The role for c-Jun N-terminal Kinase (JNK) in the control of feeding and energy balance is not well understood. Here, by use of novel and highly selective JNK inhibitors, we investigated the actions of JNK in the control of feeding and body weight homeostasis. In lean mice, intraperitoneal (i.p.) or intracerebroventricular (i.c.v.) administration of SR-3306, a brain-penetrant and selective pan-JNK (JNK1/2/3) inhibitor, reduced food intake and body weight. Moreover, i.p. and i.c.v. administrations of SR11935, a brain-penetrant and JNK2/3 isoform-selective inhibitor, exerted similar anorectic effects as SR3306, which suggests JNK2 or JNK3 mediates aspect of the anorectic effect by pan-JNK inhibition. Furthermore, daily i.p. injection of SR3306 (7 days) prevented the increases in food intake and weight gain in lean mice upon high-fat diet feeding, and this injection paradigm reduced high-fat intake and obesity in diet-induced obese (DIO) mice. In the DIO mice, JNK inhibition sensitized leptin's anorectic effect, and enhanced leptin-induced STAT3 activation in the hypothalamus. The underlying mechanisms likely involve the downregulation of SOCS3 by JNK inhibition. Collectively, our data suggest that JNK activity promotes positive energy balance, and the therapeutic intervention inhibiting JNK activities represents a promising approach to ameliorate diet-induced obesity and leptin resistance.

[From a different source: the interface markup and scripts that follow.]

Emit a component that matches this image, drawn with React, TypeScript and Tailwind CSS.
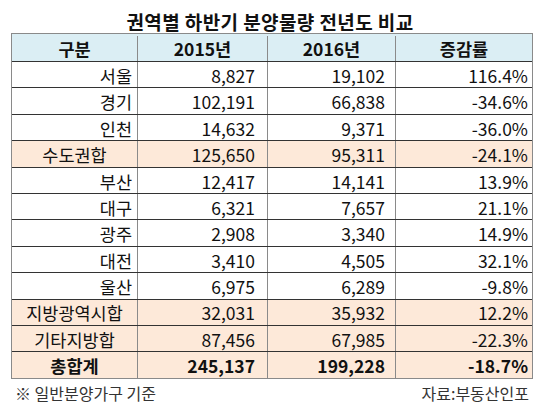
import React from "react";

type Row = { name: string; a: string; b: string; c: string; kind: "normal" | "sum" | "total" };

const rows: Row[] = [
  { name: "서울", a: "8,827", b: "19,102", c: "116.4%", kind: "normal" },
  { name: "경기", a: "102,191", b: "66,838", c: "-34.6%", kind: "normal" },
  { name: "인천", a: "14,632", b: "9,371", c: "-36.0%", kind: "normal" },
  { name: "수도권합", a: "125,650", b: "95,311", c: "-24.1%", kind: "sum" },
  { name: "부산", a: "12,417", b: "14,141", c: "13.9%", kind: "normal" },
  { name: "대구", a: "6,321", b: "7,657", c: "21.1%", kind: "normal" },
  { name: "광주", a: "2,908", b: "3,340", c: "14.9%", kind: "normal" },
  { name: "대전", a: "3,410", b: "4,505", c: "32.1%", kind: "normal" },
  { name: "울산", a: "6,975", b: "6,289", c: "-9.8%", kind: "normal" },
  { name: "지방광역시합", a: "32,031", b: "35,932", c: "12.2%", kind: "sum" },
  { name: "기타지방합", a: "87,456", b: "67,985", c: "-22.3%", kind: "sum" },
  { name: "총합계", a: "245,137", b: "199,228", c: "-18.7%", kind: "total" },
];

const font = { fontFamily: '"Noto Sans CJK KR", "Noto Sans", sans-serif' };

export default function App() {
  return (
    <div className="w-[540px] h-[408px] bg-white text-[#111] relative overflow-hidden" style={font}>
      <div className="h-[33px] flex items-center justify-center pt-[9px]">
        <span className="text-[19px] font-bold leading-none tracking-[0.4px]">권역별 하반기 분양물량 전년도 비교</span>
      </div>
      <div className="ml-[11px] w-[522px] border border-[#8a8a8a]">
        <div className="flex h-[27px] bg-[#dbeef4] text-[17.5px] font-bold leading-none pt-[2px]">
          <div className="w-[125px] flex items-center justify-center">구분</div>
          <div className="w-[130px] flex items-center justify-center border-l border-[#8a8a8a]">2015년</div>
          <div className="w-[128px] flex items-center justify-center border-l border-[#8a8a8a]">2016년</div>
          <div className="flex-1 flex items-center justify-center border-l border-[#8a8a8a]">증감률</div>
        </div>
        {rows.map((r) => {
          const bg = r.kind === "normal" ? "bg-white" : "bg-[#fde9d9]";
          const bold = r.kind === "total" ? "font-bold" : "font-normal";
          return (
            <div key={r.name} className={`flex h-[26.4px] border-t border-[#333] text-[17.5px] leading-none ${bg} ${bold}`}>
              <div
                className={`w-[125px] flex items-center pt-[2px] ${
                  r.kind === "normal" ? "justify-end pr-[5px]" : "justify-center"
                }`}
              >
                {r.name}
              </div>
              <div className="w-[130px] flex items-center justify-end pt-[2px] pr-[12px] border-l border-[#8a8a8a]">{r.a}</div>
              <div className="w-[128px] flex items-center justify-end pt-[2px] pr-[10px] border-l border-[#8a8a8a]">{r.b}</div>
              <div className="flex-1 flex items-center justify-end pt-[2px] pr-[4px] border-l border-[#8a8a8a]">{r.c}</div>
            </div>
          );
        })}
      </div>
      <div className="flex justify-between px-[15px] pr-[11px] mt-[6px] text-[16px] leading-none text-[#333]">
        <span>※ 일반분양가구 기준</span>
        <span>자료:부동산인포</span>
      </div>
    </div>
  );
}
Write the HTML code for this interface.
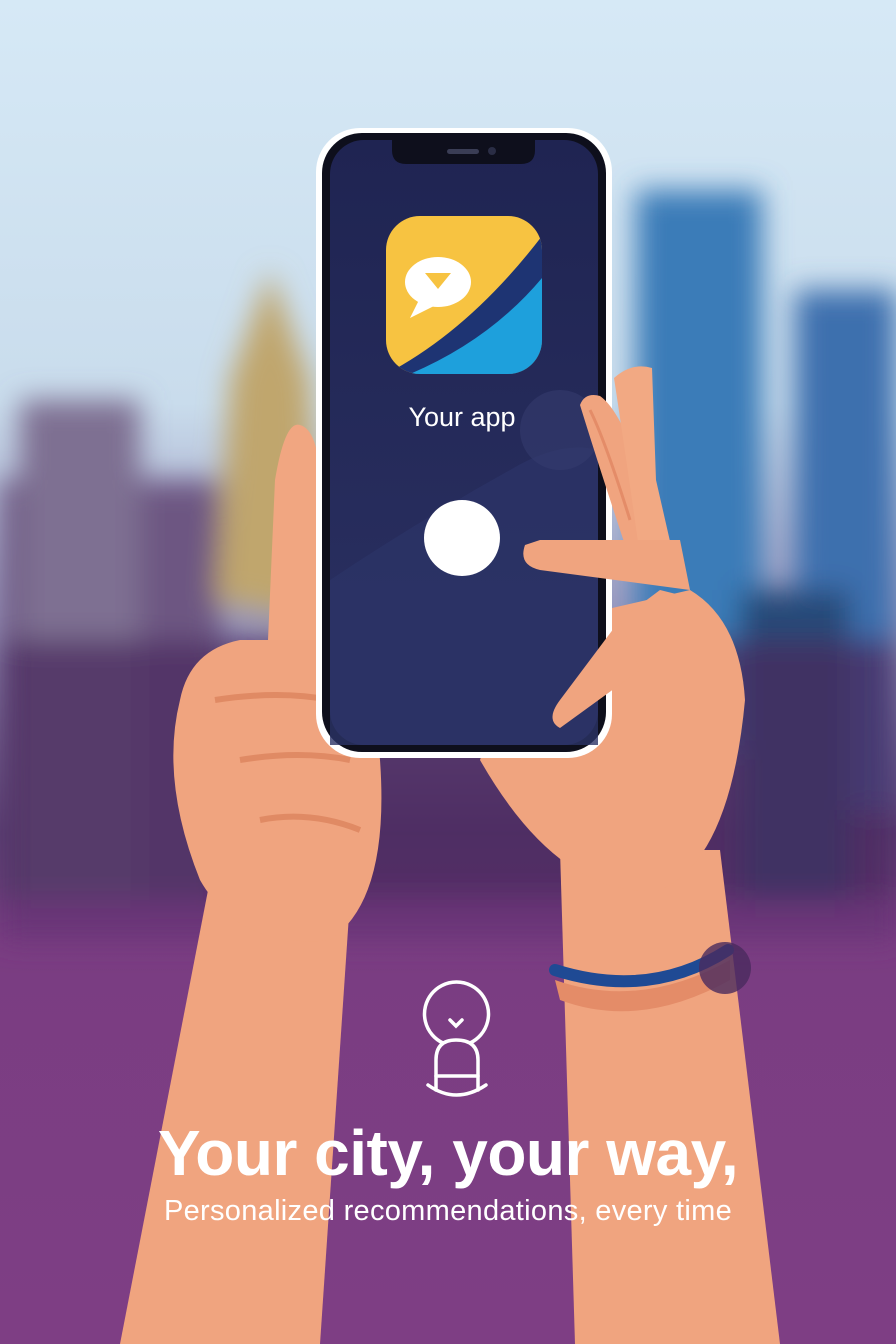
<!DOCTYPE html>
<html><head><meta charset="utf-8"><style>
html,body{margin:0;padding:0}
body{width:896px;height:1344px;overflow:hidden;position:relative;font-family:"Liberation Sans",sans-serif}
svg{position:absolute;left:0;top:0}
.t1{position:absolute;left:0;width:896px;top:1116px;text-align:center;color:#fff;font-weight:bold;font-size:64px;letter-spacing:-0.5px}
.t2{position:absolute;left:0;width:896px;top:1195px;text-align:center;color:#fff;font-size:29px;letter-spacing:0.3px}
</style></head><body>
<svg width="896" height="1344" viewBox="0 0 896 1344">
<defs>
<linearGradient id="sky" x1="0" y1="0" x2="0" y2="1">
<stop offset="0" stop-color="#d6e9f6"/><stop offset="0.3" stop-color="#c9dcec"/><stop offset="0.45" stop-color="#9c9bc0"/><stop offset="0.62" stop-color="#5c3f76"/><stop offset="0.7" stop-color="#7a3d82"/><stop offset="1" stop-color="#7e3e84"/>
</linearGradient>
<filter id="bl" x="-20%" y="-20%" width="140%" height="140%"><feGaussianBlur stdDeviation="14"/></filter>
<clipPath id="icon"><rect x="386" y="216" width="156" height="158" rx="34"/></clipPath>
<linearGradient id="scr" x1="0" y1="0" x2="0" y2="1"><stop offset="0" stop-color="#1f2452"/><stop offset="1" stop-color="#2b3162"/></linearGradient>
</defs>
<rect width="896" height="1344" fill="url(#sky)"/>
<g filter="url(#bl)">
<rect x="0" y="480" width="220" height="420" fill="#6d5782"/>
<rect x="20" y="400" width="120" height="500" fill="#7e6f92"/>
<path d="M215 600 L230 380 L270 270 L310 380 L320 620 Z" fill="#c0a66d"/>
<rect x="636" y="190" width="126" height="560" fill="#3a7cb8"/>
<rect x="795" y="290" width="101" height="520" fill="#3e6fae"/>
<rect x="740" y="590" width="110" height="320" fill="#254a78"/>
<rect x="0" y="640" width="896" height="280" fill="#4a2a5e" opacity="0.75"/>
<rect x="0" y="900" width="896" height="40" fill="#6a3578"/>
</g>
<!-- left arm -->
<path d="M120 1344 L210 880 L350 900 L320 1344 Z" fill="#f0a47f"/>
<path d="M180 700 Q160 780 200 880 Q240 950 330 940 Q390 900 380 760 Q370 660 320 630 L300 640 L240 640 Q190 650 180 700 Z" fill="#f0a47f"/>
<path d="M268 640 L275 480 Q285 420 300 425 Q318 430 320 480 L322 640 Z" fill="#f1a681"/>
<path d="M215 700 Q280 690 330 700 M240 760 Q300 750 350 760 M260 820 Q310 810 360 830" stroke="#e08a64" stroke-width="6" fill="none"/>
<!-- right arm -->
<path d="M560 850 L575 1344 L780 1344 L720 850 Z" fill="#f0a47f"/>
<path d="M480 760 Q560 900 660 890 Q730 860 745 700 Q740 620 690 590 L560 620 L500 700 Z" fill="#f0a47f"/>
<path d="M555 980 Q640 1010 730 960 L730 980 Q640 1030 560 1000 Z" fill="#e48c68"/>
<path d="M555 970 Q650 1000 728 950" stroke="#1f4a94" stroke-width="12" fill="none" stroke-linecap="round"/>
<circle cx="725" cy="968" r="26" fill="#4a2a5e" opacity="0.8"/>
<!-- phone -->
<rect x="316" y="128" width="296" height="630" rx="44" fill="#fff"/>
<rect x="322" y="133" width="284" height="619" rx="40" fill="#0e0f1c"/>
<rect x="330" y="140" width="268" height="605" rx="34" fill="url(#scr)"/>
<path d="M330 580 Q420 520 510 470 Q560 440 598 450 L598 745 L330 745 Z" fill="#2c3366" opacity="0.8"/>
<circle cx="560" cy="430" r="40" fill="#353c6e" opacity="0.6"/>
<path d="M392 138 L535 138 L535 150 Q535 164 521 164 L406 164 Q392 164 392 150 Z" fill="#0e0f1c"/>
<rect x="447" y="149" width="32" height="5" rx="2.5" fill="#3a3d55"/>
<circle cx="492" cy="151" r="4" fill="#2a2d45"/>
<g clip-path="url(#icon)">
<rect x="386" y="216" width="156" height="158" fill="#f7c341"/>
<path d="M386 374 Q470 330 542 236 L542 374 Z" fill="#1e3473"/>
<path d="M410 374 Q490 340 542 278 L542 374 Z" fill="#1ea0dc"/>
</g>
<ellipse cx="438" cy="282" rx="33" ry="25" fill="#fff"/>
<path d="M420 298 L410 318 L438 304 Z" fill="#fff"/>
<path d="M425 273 L451 273 L438 289 Z" fill="#f7c341"/>
<text x="462" y="426" text-anchor="middle" fill="#fff" font-family="Liberation Sans,sans-serif" font-size="27">Your app</text>
<circle cx="462" cy="538" r="38" fill="#fff"/>
<!-- fingers over phone -->
<path d="M580 405 Q585 392 600 396 Q620 410 640 470 L672 548 L630 560 Q600 470 580 405 Z" fill="#f0a47f"/>
<path d="M614 378 Q632 362 652 368 L656 480 L672 550 L640 556 Q625 450 614 378 Z" fill="#f2a983"/>
<path d="M590 410 Q605 440 630 520" stroke="#e48c68" stroke-width="3" fill="none"/>
<path d="M525 545 Q518 565 540 570 L690 590 L680 540 L540 540 Z" fill="#f0a47f"/>
<path d="M560 700 Q545 720 560 728 L640 670 L620 620 Z" fill="#f0a47f"/>
<path d="M620 620 L700 650 L700 600 L660 590 Z" fill="#f0a47f"/>
<!-- bulb icon -->
<g stroke="#fff" stroke-width="3.5" fill="none" stroke-linecap="round">
<path d="M443 1043 A32 32 0 1 1 470 1043"/>
<path d="M436 1090 L436 1060 Q436 1040 456 1040 Q478 1040 478 1060 L478 1090"/>
<path d="M436 1076 L478 1076"/>
<path d="M428 1085 Q456 1105 486 1085"/>
<path d="M450 1020 L456 1026 L462 1020"/>
</g>
</svg>
<div class="t1">Your city, your way,</div>
<div class="t2">Personalized recommendations, every time</div>
</body></html>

Small Molecules Identified from a Quantitative Drug Combinational Screen Resensitize Cisplatin's Response in Drug-Resistant Ovarian Cancer Cells

Drug resistance to chemotherapy occurs in many ovarian cancer patients resulting in failure of treatment. Exploration of drug resistance mechanisms and identification of new therapeutics that overcome the drug resistance can improve patient prognosis. Following a quantitative combination screen of 6060 approved drugs and bioactive compounds in a cisplatin-resistant A2780-cis ovarian cancer cell line, 38 active compounds with IC₅₀s under 1 μM suppressed the growth of cisplatin-resistant ovarian cancer cells. Among these confirmed compounds, CUDC-101, OSU-03012, oligomycin A, VE-821, or Torin2 in a combination with cisplatin restored cisplatin's apoptotic response in the A2780-cis cells, while SR-3306, GSK-923295, SNX-5422, AT-13387, and PF-05212384 directly suppressed the growth of A2780-cis cells. One of the mechanisms for overcoming cisplatin resistance in these cells is mediated by the inhibition of epidermal growth factor receptor (EGFR), though not all the EGFR inhibitors are equally active. The increased levels of total EGFR and phosphorylated-EGFR (p-EGFR) in the A2780-cis cells were reduced after the combined treatment of cisplatin with EGFR inhibitors. In addition, a knockdown of EGFR mRNA reduced cisplatin resistance in the A2780-cis cells. Therefore, the top active compounds identified in this work can be studied further as potential treatments for cisplatin-resistant ovarian cancer. The quantitative combinational screening approach is a useful method for identifying effective compounds and drug combinations against drug-resistant cancer cells.